DUNDEE has the potential to become a world-class base for the offshore wind industry, attracting fresh investment and hundreds of jobs, as the city’s waterfront redevelopment pushes into its next phase.
Backers of the £1 billion masterplan say the ambitious project – one of the biggest urban regeneration schemes in the UK – has reached a critical stage with committed investment topping £500 million.
The landmark halfway total was reached after work started on a series of infrastructure, property and transport projects, including major demolition and building works.
It is expected that additional schemes due to launch this year – including the £32m Olympia swimming pool, the £8m Malmaison hotel on the site of the former Tay Hotel and the commissioning of creative industry units at Seabraes – will release a surge of further investment.
Work is also set to start on the waterfront’s centrepiece: a £45m outpost of London’s Victoria & Albert (V&A) Museum.

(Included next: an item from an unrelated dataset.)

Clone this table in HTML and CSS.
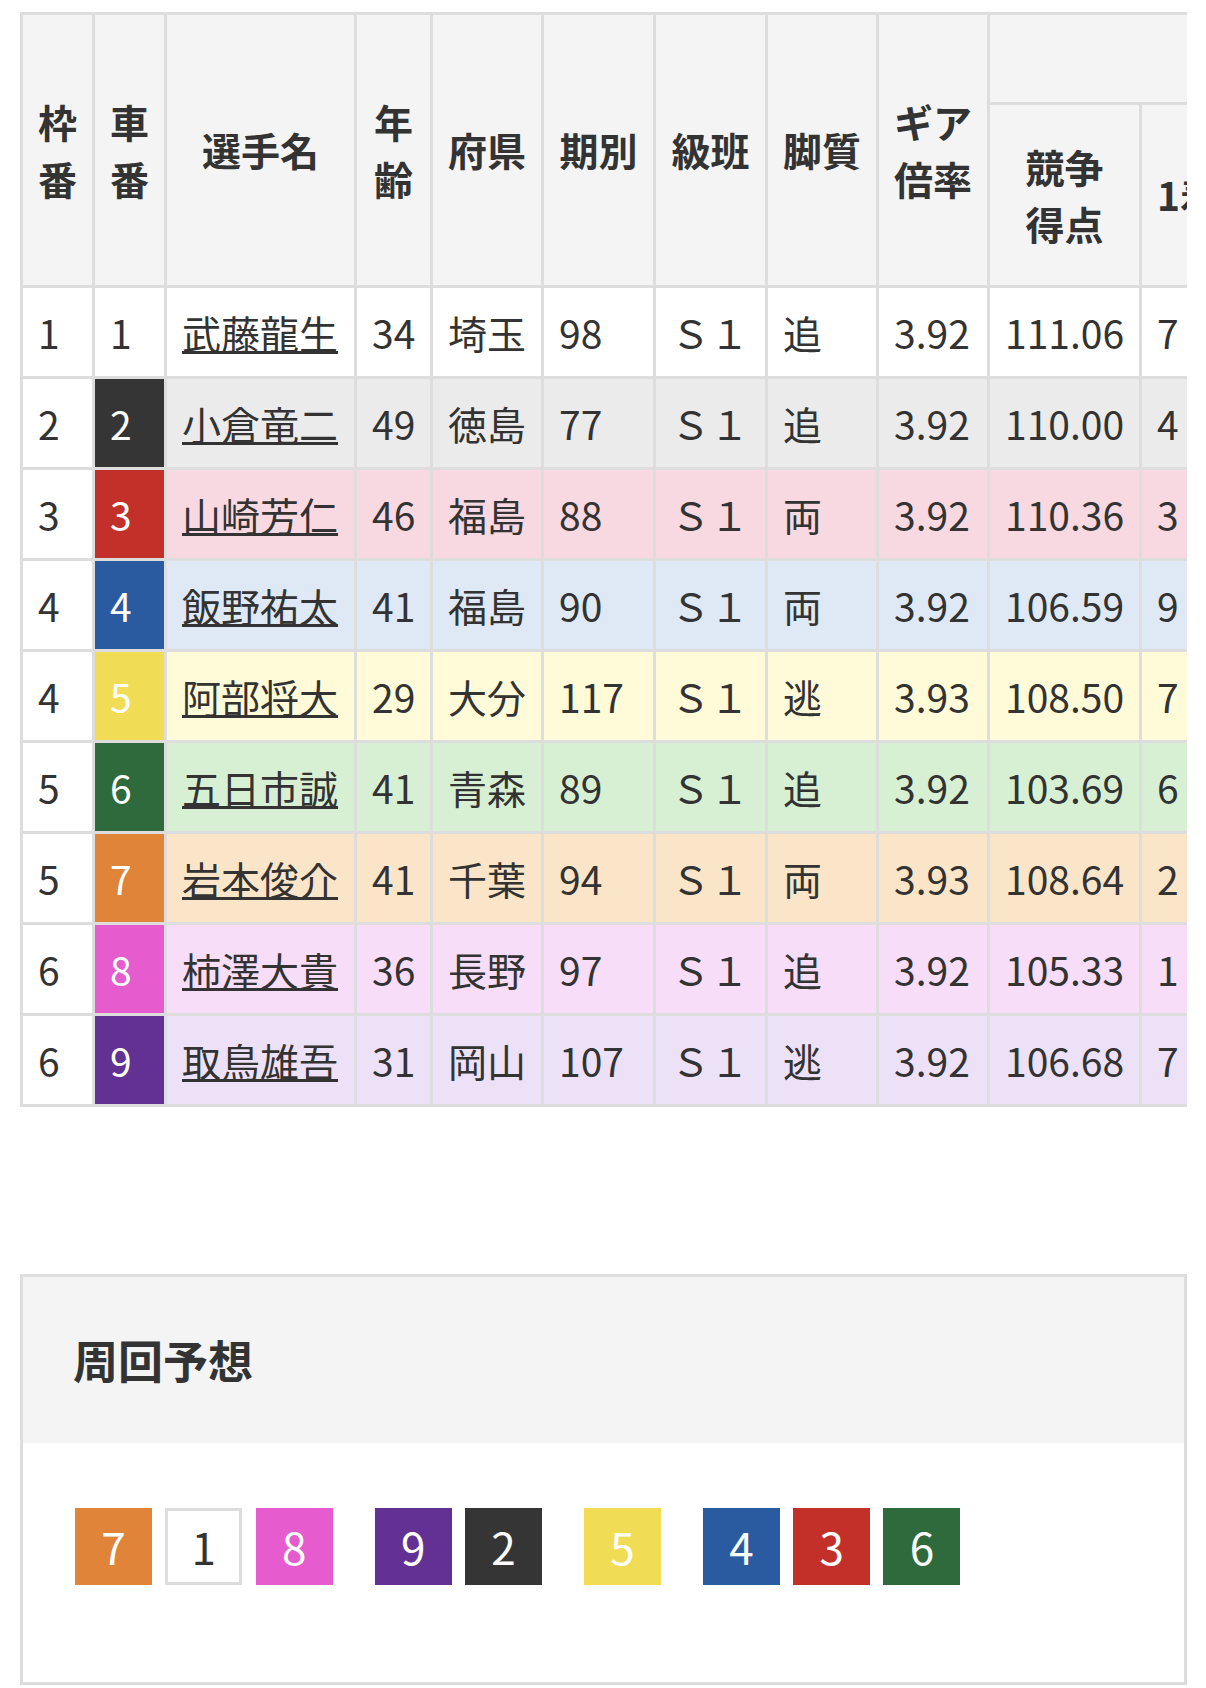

The centre is expected to attract further hotel operators as the city looks to add some 500 bed spaces to its current complement of 1,250.
Mike Galloway, director of city development at Dundee City Council, one of the two partners in the waterfront project alongside Scottish Enterprise, said a key focus now was to grow commercial space within the area.
“The office market has been virtually non-existent for a number of decades,” admitted Galloway. “However, we have had some success recently with a speculative development that is approaching full capacity.
“In particular, we want to have space for companies associated with offshore wind. We believe Dundee is going to be one of the big locations for manufacturing, assembly and maintenance. We are already seeing engineering companies looking to the city as a potential base.”
He said the completion of major infrastructure works would create a series of mixed-use development sites, “shovel-ready to go”.